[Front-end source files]

»»

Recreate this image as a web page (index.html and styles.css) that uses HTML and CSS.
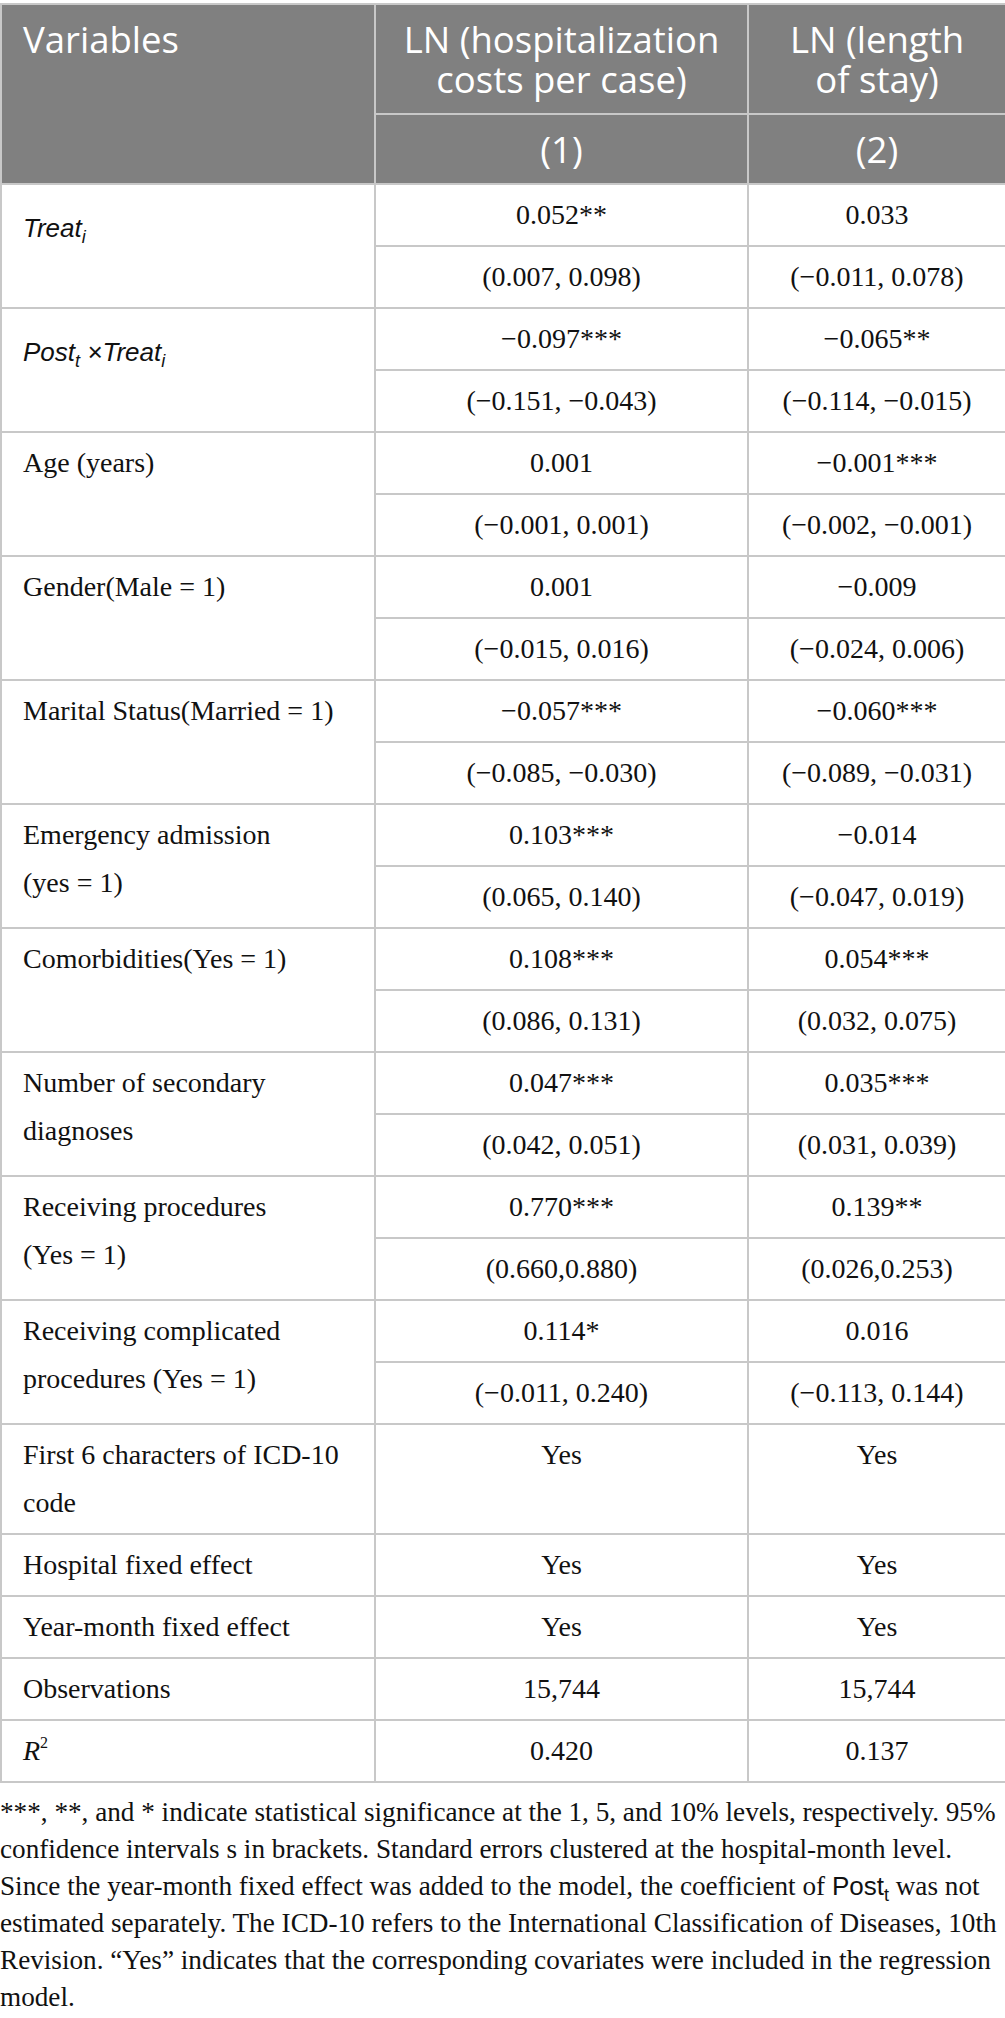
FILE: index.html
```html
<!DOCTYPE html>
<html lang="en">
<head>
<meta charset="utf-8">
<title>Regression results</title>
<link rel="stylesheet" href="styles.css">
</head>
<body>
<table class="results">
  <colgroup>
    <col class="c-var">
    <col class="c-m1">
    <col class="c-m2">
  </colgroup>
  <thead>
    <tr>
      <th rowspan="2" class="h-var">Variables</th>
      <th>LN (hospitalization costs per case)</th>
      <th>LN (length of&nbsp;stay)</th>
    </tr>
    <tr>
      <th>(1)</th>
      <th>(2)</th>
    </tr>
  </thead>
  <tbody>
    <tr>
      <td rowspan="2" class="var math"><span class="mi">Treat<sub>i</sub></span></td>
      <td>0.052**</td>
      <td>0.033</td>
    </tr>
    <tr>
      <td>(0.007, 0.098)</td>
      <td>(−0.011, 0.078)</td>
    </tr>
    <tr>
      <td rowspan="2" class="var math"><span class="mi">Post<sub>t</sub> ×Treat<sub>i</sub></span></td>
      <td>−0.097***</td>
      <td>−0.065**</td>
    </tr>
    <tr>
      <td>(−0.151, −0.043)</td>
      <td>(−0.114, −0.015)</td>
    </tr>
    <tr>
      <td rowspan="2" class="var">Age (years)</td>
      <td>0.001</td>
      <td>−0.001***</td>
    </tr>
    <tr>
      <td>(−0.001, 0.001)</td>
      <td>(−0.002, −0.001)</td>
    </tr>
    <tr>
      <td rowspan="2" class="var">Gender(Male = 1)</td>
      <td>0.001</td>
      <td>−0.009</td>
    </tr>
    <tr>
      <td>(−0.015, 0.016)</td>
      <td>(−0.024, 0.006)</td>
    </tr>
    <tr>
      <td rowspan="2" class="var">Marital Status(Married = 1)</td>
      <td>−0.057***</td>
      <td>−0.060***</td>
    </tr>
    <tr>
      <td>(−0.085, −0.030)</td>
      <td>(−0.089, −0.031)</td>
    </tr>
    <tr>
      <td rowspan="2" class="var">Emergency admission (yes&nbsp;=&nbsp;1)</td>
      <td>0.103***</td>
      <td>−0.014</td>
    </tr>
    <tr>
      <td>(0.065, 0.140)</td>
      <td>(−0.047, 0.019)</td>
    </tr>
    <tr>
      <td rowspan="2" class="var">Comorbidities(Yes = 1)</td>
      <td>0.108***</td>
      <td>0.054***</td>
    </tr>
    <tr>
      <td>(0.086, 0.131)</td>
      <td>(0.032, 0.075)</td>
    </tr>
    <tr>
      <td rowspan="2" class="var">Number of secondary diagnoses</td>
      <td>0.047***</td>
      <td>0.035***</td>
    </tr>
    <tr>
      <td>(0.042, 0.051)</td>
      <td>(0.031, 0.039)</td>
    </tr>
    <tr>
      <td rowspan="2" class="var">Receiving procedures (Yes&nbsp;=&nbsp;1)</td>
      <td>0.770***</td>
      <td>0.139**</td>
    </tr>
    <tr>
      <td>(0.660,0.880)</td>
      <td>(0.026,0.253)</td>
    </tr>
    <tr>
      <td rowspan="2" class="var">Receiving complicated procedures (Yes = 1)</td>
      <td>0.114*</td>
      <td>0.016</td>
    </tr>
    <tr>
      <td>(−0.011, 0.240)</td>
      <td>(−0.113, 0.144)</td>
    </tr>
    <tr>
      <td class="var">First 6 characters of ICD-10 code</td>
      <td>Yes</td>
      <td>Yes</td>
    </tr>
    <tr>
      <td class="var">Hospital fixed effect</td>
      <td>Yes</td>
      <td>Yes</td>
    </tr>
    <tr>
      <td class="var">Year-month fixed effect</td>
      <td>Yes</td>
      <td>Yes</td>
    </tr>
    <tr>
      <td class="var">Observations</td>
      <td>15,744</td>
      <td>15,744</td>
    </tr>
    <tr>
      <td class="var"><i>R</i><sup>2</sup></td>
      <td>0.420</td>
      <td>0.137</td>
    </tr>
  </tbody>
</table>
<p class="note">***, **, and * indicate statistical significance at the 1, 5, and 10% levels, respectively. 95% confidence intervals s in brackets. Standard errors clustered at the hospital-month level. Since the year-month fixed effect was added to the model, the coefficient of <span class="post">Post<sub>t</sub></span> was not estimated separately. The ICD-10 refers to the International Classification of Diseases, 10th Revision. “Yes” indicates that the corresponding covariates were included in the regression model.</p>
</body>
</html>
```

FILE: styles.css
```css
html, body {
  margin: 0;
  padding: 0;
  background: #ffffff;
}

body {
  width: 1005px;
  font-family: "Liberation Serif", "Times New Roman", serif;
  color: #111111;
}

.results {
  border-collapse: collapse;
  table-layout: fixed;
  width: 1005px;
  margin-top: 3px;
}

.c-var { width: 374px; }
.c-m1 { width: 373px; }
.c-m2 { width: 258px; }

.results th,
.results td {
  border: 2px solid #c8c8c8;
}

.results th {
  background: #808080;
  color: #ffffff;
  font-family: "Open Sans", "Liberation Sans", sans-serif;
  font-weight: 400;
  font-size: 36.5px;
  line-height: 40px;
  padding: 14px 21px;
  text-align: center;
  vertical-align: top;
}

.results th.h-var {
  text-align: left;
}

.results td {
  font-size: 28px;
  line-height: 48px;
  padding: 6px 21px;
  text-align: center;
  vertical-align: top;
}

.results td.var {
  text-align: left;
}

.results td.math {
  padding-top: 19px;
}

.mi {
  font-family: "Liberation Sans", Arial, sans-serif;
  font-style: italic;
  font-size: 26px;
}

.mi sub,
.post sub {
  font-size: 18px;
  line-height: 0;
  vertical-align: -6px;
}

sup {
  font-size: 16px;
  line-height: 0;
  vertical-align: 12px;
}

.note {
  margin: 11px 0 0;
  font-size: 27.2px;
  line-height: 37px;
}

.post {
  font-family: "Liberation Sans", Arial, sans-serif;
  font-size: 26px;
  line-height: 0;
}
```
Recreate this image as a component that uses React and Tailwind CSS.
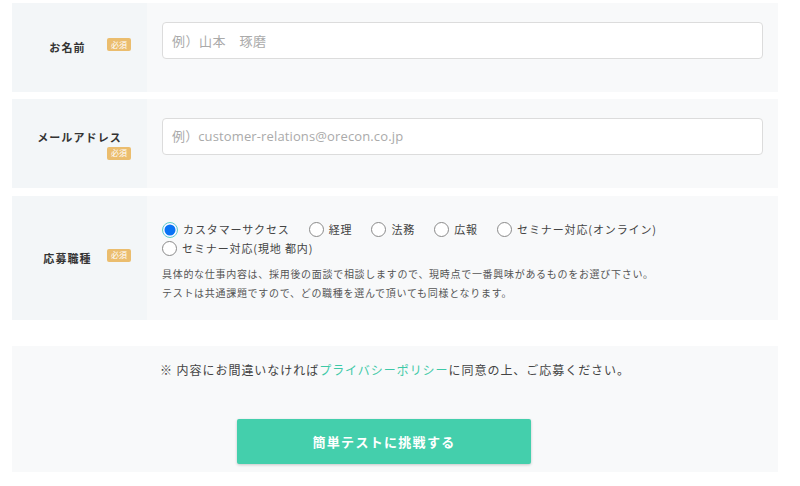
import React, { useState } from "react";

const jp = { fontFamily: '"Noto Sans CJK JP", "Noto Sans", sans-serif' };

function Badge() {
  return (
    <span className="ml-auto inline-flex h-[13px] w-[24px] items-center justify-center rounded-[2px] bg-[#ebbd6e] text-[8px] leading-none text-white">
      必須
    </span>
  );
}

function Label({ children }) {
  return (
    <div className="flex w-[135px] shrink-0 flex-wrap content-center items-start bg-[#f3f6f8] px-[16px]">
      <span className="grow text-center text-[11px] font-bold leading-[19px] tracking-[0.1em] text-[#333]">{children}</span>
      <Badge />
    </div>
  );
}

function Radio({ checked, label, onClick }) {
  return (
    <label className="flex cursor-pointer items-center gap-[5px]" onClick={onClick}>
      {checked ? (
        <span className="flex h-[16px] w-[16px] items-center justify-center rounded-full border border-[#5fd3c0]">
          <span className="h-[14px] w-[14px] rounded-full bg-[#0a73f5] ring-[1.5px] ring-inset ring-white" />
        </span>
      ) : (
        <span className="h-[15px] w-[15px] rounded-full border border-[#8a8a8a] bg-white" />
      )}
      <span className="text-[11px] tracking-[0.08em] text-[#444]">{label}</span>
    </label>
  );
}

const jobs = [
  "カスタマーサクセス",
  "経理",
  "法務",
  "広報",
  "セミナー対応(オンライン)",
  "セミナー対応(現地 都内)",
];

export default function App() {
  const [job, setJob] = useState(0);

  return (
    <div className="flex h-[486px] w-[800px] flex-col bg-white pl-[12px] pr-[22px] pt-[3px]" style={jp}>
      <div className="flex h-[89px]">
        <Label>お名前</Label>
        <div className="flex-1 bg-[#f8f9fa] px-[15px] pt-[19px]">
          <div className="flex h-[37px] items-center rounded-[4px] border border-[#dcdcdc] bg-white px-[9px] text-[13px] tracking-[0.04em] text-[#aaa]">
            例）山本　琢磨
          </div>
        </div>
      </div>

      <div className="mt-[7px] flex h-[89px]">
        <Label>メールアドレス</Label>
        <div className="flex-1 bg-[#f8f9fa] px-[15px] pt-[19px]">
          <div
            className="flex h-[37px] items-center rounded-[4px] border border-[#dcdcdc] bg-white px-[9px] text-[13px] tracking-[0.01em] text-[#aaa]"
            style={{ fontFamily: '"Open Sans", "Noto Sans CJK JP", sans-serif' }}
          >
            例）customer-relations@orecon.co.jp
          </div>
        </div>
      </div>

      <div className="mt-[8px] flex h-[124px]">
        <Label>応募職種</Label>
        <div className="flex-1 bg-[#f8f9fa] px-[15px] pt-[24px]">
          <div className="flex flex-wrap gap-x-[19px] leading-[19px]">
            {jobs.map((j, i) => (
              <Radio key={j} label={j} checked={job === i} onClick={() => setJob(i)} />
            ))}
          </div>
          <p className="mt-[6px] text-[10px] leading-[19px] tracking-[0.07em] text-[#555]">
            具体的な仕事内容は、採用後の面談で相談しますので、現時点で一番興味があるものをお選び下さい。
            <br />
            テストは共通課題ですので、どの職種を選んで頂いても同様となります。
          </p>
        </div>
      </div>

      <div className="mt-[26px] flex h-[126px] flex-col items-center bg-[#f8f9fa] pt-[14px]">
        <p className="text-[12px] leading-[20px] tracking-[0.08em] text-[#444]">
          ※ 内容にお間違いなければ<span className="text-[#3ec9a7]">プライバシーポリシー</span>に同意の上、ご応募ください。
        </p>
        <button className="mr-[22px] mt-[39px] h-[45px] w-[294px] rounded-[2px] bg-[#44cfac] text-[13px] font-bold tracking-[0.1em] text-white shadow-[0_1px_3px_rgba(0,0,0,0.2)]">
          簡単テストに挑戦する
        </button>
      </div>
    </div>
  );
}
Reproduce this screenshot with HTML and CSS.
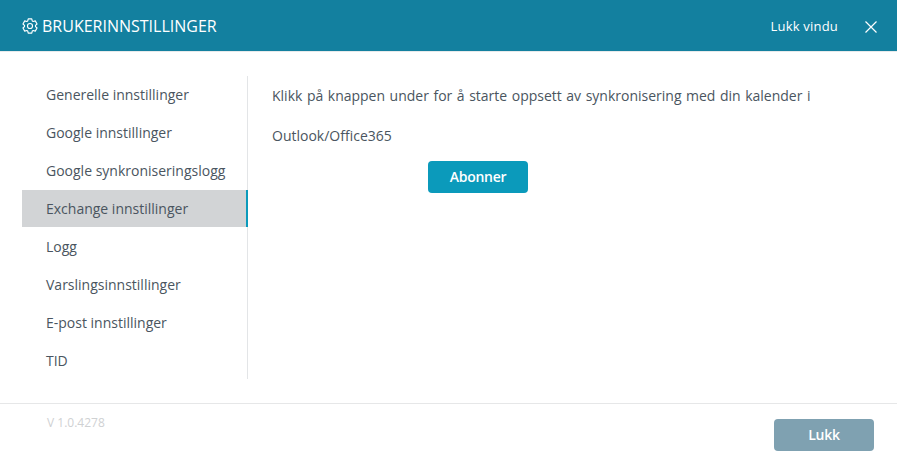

««

» Work to do
Return only the count of lines in the records that hold the word "index".

» Solution to this problem
2